Leticia McNeil, director of community safety for Greensboro, and police leaders introduced the Collaborative Action Network, or GSO CAN, on Jan. 20 as a city-led but community-rooted effort to reduce violence and strengthen trust between residents and public-safety agencies. McNeil said the initiative will convene residents, public-health experts, educators, businesses and faith leaders to ‘articulate problems’ and jointly develop solutions rather than simply holding more community meetings.
An organizer who identified herself as Ivy (facilitator) described GSO CAN’s approach as grounded in five core goals, including addressing root causes of violence, promoting equity and strengthening accountability through public updates and data. Police Chief John Thompson and other law-enforcement partners said the collaborative recognizes that ‘police can’t solve the issue alone’ and emphasized the need for partners who can address noncriminal drivers of crisis.
Council members and community participants asked whether the network would set measurable, time-bound goals; McNeil said the collaborative would set those targets with broad public participation rather than predefining them top-down. The city announced an invitation to the community and the first meeting for GSO CAN to be held at Barber Park Event Center at 4:30 p.m. (posted meeting date as announced during the session).

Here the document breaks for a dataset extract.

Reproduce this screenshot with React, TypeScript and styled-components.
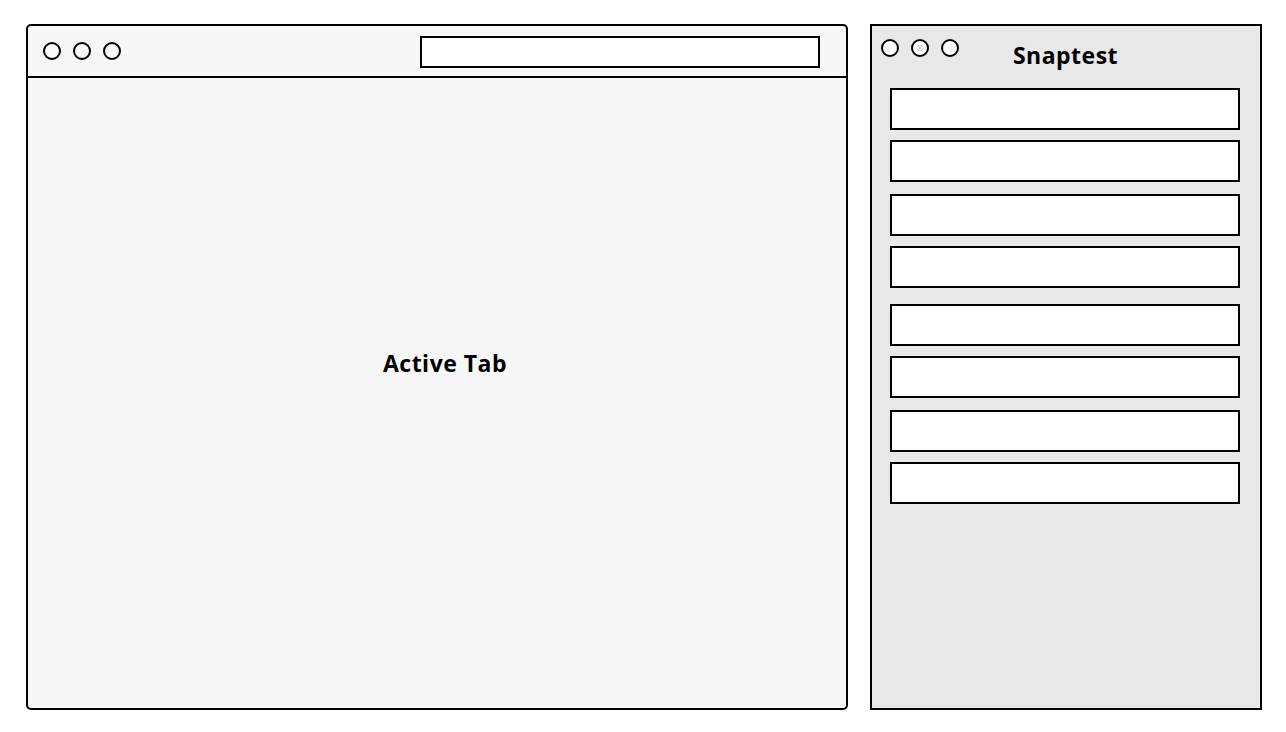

Organizers said accountability will include ongoing public updates and an action-tracking function to show which partners committed to specific steps and whether those steps were completed. The collaborative will also lean on data and community feedback to guide interventions, McNeil said.
The announcement follows three years of planning with partners who visited and adapted models from other cities, according to presenters. Officials characterized the launch as an opening invitation rather than a completed program: residents and organizations are encouraged to join the first session to help set priorities and measures.
Next steps: GSO CAN organizers will host the first meeting and begin a public engagement process to turn the collaborative’s stated goals into measurable outcomes and time lines.